------ GIVEN INFORMATION ------

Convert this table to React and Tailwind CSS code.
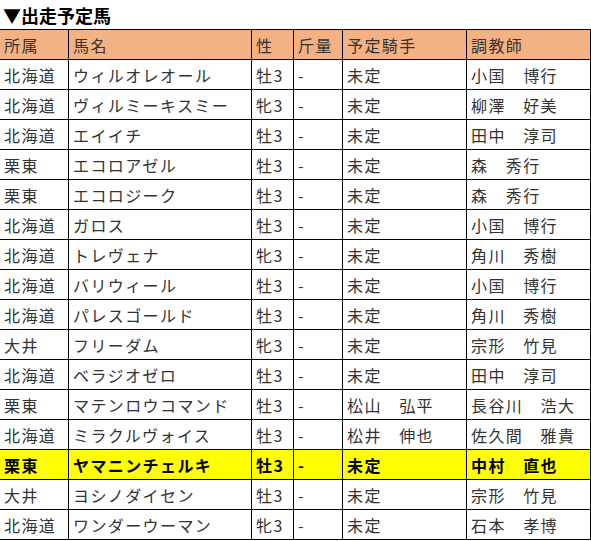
import React from "react";

const rows = [
  ["北海道", "ウィルオレオール", "牡3", "-", "未定", "小国　博行"],
  ["北海道", "ヴィルミーキスミー", "牝3", "-", "未定", "柳澤　好美"],
  ["北海道", "エイイチ", "牡3", "-", "未定", "田中　淳司"],
  ["栗東", "エコロアゼル", "牡3", "-", "未定", "森　秀行"],
  ["栗東", "エコロジーク", "牡3", "-", "未定", "森　秀行"],
  ["北海道", "ガロス", "牡3", "-", "未定", "小国　博行"],
  ["北海道", "トレヴェナ", "牝3", "-", "未定", "角川　秀樹"],
  ["北海道", "バリウィール", "牡3", "-", "未定", "小国　博行"],
  ["北海道", "パレスゴールド", "牡3", "-", "未定", "角川　秀樹"],
  ["大井", "フリーダム", "牝3", "-", "未定", "宗形　竹見"],
  ["北海道", "ベラジオゼロ", "牡3", "-", "未定", "田中　淳司"],
  ["栗東", "マテンロウコマンド", "牡3", "-", "松山　弘平", "長谷川　浩大"],
  ["北海道", "ミラクルヴォイス", "牡3", "-", "松井　伸也", "佐久間　雅貴"],
  ["栗東", "ヤマニンチェルキ", "牡3", "-", "未定", "中村　直也", true],
  ["大井", "ヨシノダイセン", "牡3", "-", "未定", "宗形　竹見"],
  ["北海道", "ワンダーウーマン", "牝3", "-", "未定", "石本　孝博"],
];

const header = ["所属", "馬名", "性", "斤量", "予定騎手", "調教師"];

const font = { fontFamily: '"Noto Sans CJK JP", "Noto Sans", sans-serif' };

function Cell({ children, cls = "" }) {
  return (
    <div
      className={`h-[30px] flex items-center pl-[4px] border-r-[1.5px] border-b-[1.5px] border-black whitespace-nowrap overflow-hidden ${cls}`}
    >
      {children}
    </div>
  );
}

export default function App() {
  return (
    <div className="w-[591px] h-[541px] bg-white overflow-hidden" style={font}>
      <div className="h-[29px] flex items-center pl-[3px] text-[18px] font-bold text-black leading-none">
        ▼出走予定馬
      </div>
      <div className="grid grid-cols-[69px_183px_42px_49px_124px_124px] border-t-[1.5px] border-black text-[16px] tracking-[1.4px] leading-none">
        {header.map((h, i) => (
          <Cell key={i} cls="bg-[#f4b183] text-[#333]">
            {h}
          </Cell>
        ))}
        {rows.map((r, ri) =>
          r.slice(0, 6).map((c, ci) => (
            <Cell
              key={ri + "-" + ci}
              cls={r[6] ? "bg-[#ffff00] text-black font-bold" : "bg-white text-[#333]"}
            >
              {c}
            </Cell>
          ))
        )}
      </div>
    </div>
  );
}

------

▸ TASK DESCRIPTION: Leave the images out, please, and restate each line word for word.

▸ REPLY TO THE TASK:
Convert this table to React and Tailwind CSS code.
import React from "react";

const rows = [
  ["北海道", "ウィルオレオール", "牡3", "-", "未定", "小国　博行"],
  ["北海道", "ヴィルミーキスミー", "牝3", "-", "未定", "柳澤　好美"],
  ["北海道", "エイイチ", "牡3", "-", "未定", "田中　淳司"],
  ["栗東", "エコロアゼル", "牡3", "-", "未定", "森　秀行"],
  ["栗東", "エコロジーク", "牡3", "-", "未定", "森　秀行"],
  ["北海道", "ガロス", "牡3", "-", "未定", "小国　博行"],
  ["北海道", "トレヴェナ", "牝3", "-", "未定", "角川　秀樹"],
  ["北海道", "バリウィール", "牡3", "-", "未定", "小国　博行"],
  ["北海道", "パレスゴールド", "牡3", "-", "未定", "角川　秀樹"],
  ["大井", "フリーダム", "牝3", "-", "未定", "宗形　竹見"],
  ["北海道", "ベラジオゼロ", "牡3", "-", "未定", "田中　淳司"],
  ["栗東", "マテンロウコマンド", "牡3", "-", "松山　弘平", "長谷川　浩大"],
  ["北海道", "ミラクルヴォイス", "牡3", "-", "松井　伸也", "佐久間　雅貴"],
  ["栗東", "ヤマニンチェルキ", "牡3", "-", "未定", "中村　直也", true],
  ["大井", "ヨシノダイセン", "牡3", "-", "未定", "宗形　竹見"],
  ["北海道", "ワンダーウーマン", "牝3", "-", "未定", "石本　孝博"],
];

const header = ["所属", "馬名", "性", "斤量", "予定騎手", "調教師"];

const font = { fontFamily: '"Noto Sans CJK JP", "Noto Sans", sans-serif' };

function Cell({ children, cls = "" }) {
  return (
    <div
      className={`h-[30px] flex items-center pl-[4px] border-r-[1.5px] border-b-[1.5px] border-black whitespace-nowrap overflow-hidden ${cls}`}
    >
      {children}
    </div>
  );
}

export default function App() {
  return (
    <div className="w-[591px] h-[541px] bg-white overflow-hidden" style={font}>
      <div className="h-[29px] flex items-center pl-[3px] text-[18px] font-bold text-black leading-none">
        ▼出走予定馬
      </div>
      <div className="grid grid-cols-[69px_183px_42px_49px_124px_124px] border-t-[1.5px] border-black text-[16px] tracking-[1.4px] leading-none">
        {header.map((h, i) => (
          <Cell key={i} cls="bg-[#f4b183] text-[#333]">
            {h}
          </Cell>
        ))}
        {rows.map((r, ri) =>
          r.slice(0, 6).map((c, ci) => (
            <Cell
              key={ri + "-" + ci}
              cls={r[6] ? "bg-[#ffff00] text-black font-bold" : "bg-white text-[#333]"}
            >
              {c}
            </Cell>
          ))
        )}
      </div>
    </div>
  );
}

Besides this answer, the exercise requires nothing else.